___ Data excerpt ___

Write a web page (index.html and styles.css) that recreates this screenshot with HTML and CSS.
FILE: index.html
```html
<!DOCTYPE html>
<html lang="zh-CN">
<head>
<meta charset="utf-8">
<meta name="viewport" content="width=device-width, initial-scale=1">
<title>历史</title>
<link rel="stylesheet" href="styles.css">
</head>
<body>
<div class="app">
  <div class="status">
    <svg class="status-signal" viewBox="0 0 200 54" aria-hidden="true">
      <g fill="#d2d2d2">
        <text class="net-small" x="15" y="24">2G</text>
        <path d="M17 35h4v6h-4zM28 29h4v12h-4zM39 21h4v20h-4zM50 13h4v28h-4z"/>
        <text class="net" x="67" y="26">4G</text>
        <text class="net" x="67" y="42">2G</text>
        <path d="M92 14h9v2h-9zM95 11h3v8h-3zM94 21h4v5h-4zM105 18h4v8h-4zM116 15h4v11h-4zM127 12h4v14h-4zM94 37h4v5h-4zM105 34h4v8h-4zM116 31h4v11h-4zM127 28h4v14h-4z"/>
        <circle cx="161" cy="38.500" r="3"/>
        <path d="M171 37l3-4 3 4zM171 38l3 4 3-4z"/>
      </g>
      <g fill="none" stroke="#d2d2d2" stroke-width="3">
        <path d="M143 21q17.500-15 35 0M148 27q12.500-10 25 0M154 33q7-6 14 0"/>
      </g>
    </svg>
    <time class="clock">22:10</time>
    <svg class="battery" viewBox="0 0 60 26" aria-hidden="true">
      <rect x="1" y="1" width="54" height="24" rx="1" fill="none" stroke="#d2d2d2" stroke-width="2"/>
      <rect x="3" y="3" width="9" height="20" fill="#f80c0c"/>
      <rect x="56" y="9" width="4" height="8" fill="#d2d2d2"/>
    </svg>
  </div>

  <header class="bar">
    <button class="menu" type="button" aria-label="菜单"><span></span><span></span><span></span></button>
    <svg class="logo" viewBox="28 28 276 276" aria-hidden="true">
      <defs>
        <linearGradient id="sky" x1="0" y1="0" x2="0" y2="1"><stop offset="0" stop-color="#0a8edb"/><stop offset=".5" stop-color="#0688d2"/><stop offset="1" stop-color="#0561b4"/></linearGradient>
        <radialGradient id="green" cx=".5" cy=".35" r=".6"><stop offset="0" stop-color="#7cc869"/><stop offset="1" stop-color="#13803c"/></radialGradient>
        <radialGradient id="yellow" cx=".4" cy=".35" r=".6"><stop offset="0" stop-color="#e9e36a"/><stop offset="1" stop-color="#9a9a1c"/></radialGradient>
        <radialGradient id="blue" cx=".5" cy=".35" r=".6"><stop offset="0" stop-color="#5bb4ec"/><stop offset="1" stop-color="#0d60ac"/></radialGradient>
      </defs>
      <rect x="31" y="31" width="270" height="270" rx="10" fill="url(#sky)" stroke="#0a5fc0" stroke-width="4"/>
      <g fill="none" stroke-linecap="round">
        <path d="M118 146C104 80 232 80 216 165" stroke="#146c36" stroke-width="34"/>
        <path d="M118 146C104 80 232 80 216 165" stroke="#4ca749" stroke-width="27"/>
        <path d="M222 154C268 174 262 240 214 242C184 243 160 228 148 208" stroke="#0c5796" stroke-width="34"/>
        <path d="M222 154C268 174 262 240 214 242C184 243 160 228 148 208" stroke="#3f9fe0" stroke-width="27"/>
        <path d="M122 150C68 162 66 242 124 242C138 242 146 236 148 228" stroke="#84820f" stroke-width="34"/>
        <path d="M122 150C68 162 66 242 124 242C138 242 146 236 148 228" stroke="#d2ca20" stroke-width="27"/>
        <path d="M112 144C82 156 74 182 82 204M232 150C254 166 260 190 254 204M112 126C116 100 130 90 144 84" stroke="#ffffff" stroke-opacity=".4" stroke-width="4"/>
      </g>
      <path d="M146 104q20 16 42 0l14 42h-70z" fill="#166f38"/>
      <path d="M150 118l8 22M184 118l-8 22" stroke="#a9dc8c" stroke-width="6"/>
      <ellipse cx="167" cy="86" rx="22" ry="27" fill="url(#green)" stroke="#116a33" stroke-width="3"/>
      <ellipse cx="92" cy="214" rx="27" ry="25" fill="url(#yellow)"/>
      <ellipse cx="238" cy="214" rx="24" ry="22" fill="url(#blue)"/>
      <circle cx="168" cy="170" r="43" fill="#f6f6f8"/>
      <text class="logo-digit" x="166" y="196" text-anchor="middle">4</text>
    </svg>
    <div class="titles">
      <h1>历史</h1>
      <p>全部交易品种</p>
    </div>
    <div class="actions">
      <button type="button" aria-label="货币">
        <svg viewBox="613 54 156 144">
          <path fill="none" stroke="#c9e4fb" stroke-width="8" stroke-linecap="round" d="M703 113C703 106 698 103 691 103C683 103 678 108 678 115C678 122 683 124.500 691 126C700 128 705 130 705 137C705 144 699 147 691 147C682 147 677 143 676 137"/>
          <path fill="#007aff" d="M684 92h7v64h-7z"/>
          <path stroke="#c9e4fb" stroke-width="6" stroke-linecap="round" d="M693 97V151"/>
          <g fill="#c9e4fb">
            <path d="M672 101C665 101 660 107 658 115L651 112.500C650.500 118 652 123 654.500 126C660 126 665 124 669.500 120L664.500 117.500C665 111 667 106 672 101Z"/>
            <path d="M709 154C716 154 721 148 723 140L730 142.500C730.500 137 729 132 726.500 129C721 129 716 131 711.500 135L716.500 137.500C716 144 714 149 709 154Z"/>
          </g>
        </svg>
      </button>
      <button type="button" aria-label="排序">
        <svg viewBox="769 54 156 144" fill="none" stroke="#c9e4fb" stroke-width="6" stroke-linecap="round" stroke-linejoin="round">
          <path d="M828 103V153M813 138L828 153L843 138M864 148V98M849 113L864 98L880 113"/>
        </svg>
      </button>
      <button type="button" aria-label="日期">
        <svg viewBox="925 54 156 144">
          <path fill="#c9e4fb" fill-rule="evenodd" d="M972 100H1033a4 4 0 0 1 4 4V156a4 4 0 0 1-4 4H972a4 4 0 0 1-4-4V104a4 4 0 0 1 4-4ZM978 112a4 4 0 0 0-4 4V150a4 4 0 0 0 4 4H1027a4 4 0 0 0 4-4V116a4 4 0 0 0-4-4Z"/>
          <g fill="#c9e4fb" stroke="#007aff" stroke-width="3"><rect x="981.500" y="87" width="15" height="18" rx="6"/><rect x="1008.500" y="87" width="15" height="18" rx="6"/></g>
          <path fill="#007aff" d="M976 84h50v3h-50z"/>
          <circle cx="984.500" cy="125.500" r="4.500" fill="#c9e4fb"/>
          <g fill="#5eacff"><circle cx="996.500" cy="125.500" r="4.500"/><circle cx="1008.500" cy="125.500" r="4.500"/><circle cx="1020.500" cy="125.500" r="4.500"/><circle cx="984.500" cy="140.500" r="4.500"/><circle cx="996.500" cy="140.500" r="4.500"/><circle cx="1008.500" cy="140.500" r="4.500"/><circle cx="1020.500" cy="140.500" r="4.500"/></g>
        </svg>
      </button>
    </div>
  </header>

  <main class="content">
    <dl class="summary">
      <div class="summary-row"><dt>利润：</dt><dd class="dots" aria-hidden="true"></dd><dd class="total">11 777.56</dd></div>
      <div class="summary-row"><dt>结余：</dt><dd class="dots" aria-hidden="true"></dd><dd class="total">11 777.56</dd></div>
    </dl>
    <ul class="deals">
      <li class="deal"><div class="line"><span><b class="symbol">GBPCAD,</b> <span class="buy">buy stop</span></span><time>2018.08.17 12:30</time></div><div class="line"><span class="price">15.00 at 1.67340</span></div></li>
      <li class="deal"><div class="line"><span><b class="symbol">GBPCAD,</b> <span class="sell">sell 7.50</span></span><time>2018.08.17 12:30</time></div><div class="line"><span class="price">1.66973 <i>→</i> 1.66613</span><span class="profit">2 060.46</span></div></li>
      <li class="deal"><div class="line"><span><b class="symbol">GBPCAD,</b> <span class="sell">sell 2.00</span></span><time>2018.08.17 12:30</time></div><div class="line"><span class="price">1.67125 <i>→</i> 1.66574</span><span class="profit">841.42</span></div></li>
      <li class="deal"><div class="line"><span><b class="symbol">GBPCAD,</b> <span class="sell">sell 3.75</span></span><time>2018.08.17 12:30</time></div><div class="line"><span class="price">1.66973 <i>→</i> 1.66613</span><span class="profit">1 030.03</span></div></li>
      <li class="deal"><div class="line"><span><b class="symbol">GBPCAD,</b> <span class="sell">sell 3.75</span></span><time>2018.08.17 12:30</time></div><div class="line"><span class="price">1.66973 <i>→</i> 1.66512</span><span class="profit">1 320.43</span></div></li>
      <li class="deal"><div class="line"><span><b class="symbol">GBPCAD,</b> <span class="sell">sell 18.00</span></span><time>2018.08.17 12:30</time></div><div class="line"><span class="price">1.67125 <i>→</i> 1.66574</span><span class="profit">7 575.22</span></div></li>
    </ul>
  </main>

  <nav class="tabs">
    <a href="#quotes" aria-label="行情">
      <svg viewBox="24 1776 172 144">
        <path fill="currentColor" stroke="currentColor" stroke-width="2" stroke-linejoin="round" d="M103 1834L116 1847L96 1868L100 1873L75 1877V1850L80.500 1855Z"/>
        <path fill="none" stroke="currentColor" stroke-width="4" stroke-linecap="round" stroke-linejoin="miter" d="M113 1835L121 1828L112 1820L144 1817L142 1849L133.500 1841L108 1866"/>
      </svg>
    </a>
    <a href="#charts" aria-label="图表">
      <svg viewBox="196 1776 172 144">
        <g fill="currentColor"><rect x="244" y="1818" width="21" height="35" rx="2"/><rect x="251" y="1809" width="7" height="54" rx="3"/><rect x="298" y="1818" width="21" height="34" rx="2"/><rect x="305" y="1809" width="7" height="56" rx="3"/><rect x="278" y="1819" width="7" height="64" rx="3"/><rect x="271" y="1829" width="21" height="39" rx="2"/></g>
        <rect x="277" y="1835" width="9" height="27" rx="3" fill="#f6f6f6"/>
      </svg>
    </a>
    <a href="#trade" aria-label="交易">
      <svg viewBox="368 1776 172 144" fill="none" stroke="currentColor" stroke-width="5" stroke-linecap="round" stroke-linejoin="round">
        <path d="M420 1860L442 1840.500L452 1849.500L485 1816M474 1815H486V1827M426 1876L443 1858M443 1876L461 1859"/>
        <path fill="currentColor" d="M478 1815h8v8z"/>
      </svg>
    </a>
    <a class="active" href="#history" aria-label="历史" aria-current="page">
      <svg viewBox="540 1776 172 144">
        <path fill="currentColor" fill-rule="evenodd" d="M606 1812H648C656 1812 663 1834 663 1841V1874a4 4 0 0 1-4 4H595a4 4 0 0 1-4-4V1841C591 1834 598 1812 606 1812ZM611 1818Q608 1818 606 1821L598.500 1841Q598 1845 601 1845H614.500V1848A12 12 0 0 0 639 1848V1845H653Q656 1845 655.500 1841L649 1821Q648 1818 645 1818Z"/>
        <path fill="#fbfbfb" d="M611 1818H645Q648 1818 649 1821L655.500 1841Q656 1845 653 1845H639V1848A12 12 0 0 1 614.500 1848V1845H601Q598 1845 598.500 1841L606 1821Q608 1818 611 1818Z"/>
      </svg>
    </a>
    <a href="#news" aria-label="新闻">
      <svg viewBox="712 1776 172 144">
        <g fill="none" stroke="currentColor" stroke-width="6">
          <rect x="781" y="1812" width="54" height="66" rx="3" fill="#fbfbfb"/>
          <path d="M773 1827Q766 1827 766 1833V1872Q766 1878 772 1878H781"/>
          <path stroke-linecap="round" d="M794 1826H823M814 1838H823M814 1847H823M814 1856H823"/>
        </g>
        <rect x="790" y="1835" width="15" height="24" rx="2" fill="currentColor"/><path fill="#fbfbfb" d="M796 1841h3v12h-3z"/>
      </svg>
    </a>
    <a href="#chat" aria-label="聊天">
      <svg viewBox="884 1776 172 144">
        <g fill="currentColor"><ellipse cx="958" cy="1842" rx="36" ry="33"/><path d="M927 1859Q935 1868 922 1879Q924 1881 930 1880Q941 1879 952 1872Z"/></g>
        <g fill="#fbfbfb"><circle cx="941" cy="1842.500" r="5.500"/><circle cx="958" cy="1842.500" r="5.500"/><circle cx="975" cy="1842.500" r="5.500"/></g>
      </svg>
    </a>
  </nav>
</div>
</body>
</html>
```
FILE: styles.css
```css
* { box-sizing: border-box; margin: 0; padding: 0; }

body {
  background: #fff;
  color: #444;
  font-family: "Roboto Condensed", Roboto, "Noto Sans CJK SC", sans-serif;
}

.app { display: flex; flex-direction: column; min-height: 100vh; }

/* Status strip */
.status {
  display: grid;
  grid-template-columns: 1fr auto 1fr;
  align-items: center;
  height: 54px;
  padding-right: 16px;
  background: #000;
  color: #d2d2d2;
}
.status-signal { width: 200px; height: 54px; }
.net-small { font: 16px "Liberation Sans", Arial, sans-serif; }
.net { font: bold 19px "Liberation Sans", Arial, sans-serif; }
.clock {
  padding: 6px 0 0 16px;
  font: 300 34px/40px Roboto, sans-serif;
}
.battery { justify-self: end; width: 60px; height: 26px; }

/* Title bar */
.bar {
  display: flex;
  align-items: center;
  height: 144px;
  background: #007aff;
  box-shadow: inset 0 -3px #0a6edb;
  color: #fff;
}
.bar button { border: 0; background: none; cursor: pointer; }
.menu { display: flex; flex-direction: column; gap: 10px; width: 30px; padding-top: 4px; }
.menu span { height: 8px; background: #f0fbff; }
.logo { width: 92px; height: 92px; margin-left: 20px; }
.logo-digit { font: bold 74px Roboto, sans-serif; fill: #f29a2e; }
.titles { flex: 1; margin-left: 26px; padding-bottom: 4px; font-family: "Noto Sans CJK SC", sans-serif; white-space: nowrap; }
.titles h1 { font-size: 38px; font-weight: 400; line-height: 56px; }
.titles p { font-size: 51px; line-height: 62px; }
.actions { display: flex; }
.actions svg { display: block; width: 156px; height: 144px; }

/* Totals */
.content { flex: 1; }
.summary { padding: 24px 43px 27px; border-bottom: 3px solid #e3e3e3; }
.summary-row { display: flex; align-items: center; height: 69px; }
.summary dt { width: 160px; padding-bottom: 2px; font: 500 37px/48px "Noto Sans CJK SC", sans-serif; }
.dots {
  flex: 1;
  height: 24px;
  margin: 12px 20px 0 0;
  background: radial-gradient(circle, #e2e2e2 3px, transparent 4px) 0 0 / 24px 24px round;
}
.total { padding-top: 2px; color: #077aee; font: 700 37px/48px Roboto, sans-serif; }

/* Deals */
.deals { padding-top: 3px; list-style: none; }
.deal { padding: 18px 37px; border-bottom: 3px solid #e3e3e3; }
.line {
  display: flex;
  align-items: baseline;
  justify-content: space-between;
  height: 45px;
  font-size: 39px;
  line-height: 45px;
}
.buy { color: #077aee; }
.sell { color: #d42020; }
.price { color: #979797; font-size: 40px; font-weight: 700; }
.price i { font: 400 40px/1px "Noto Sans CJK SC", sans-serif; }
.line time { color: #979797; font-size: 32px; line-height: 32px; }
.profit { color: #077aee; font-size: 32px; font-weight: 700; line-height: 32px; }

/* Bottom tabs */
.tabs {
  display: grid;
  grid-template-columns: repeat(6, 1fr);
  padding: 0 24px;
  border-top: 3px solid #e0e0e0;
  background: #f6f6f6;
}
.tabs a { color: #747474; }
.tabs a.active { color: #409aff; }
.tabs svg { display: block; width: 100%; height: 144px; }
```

___

Exercise brief.
Give only the number of lines in the data that hold the word "page".

Written answer.
2